_Short task_. Take every line from the material that has the word "index" in it.

_Information provided_.
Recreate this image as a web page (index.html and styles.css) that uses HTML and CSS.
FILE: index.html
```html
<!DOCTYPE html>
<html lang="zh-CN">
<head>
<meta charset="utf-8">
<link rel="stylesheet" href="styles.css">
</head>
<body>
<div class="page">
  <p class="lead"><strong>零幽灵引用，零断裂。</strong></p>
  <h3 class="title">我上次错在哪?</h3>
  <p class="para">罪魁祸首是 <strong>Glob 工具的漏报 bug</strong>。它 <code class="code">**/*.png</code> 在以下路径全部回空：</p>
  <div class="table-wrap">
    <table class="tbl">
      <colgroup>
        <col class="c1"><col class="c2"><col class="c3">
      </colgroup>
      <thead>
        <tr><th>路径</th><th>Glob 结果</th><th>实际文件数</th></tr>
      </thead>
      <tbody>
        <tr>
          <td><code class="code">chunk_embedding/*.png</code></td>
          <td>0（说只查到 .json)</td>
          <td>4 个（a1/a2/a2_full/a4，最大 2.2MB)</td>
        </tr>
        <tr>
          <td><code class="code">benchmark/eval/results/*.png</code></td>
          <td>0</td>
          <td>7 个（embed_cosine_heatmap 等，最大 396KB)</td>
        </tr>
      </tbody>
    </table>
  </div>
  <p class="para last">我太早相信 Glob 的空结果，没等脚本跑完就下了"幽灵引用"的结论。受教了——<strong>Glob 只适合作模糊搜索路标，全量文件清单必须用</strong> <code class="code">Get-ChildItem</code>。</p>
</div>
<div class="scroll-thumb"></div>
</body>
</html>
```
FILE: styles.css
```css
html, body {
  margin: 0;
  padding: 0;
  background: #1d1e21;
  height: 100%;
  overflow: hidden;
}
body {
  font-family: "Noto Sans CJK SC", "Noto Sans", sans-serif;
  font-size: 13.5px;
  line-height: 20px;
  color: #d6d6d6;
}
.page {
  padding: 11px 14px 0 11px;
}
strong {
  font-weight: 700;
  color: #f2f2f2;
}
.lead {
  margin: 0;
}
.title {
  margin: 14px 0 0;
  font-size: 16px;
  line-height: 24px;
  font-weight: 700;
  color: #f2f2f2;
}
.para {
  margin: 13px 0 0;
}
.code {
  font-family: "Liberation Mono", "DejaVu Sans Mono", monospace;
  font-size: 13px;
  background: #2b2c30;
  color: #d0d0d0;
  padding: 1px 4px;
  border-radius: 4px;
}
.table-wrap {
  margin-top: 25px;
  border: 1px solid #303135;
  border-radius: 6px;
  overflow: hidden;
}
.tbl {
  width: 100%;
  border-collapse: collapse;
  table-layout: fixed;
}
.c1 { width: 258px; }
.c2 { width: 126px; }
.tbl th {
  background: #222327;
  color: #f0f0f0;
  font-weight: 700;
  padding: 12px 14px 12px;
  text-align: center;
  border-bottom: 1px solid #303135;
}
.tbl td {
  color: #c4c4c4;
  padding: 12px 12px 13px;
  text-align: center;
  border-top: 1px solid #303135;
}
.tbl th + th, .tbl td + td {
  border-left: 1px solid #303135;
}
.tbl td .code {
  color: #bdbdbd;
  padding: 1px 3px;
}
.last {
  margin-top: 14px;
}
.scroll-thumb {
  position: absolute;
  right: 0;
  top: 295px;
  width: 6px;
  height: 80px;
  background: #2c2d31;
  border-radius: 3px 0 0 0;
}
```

_Reply_.
Recreate this image as a web page (index.html and styles.css) that uses HTML and CSS.
FILE: index.html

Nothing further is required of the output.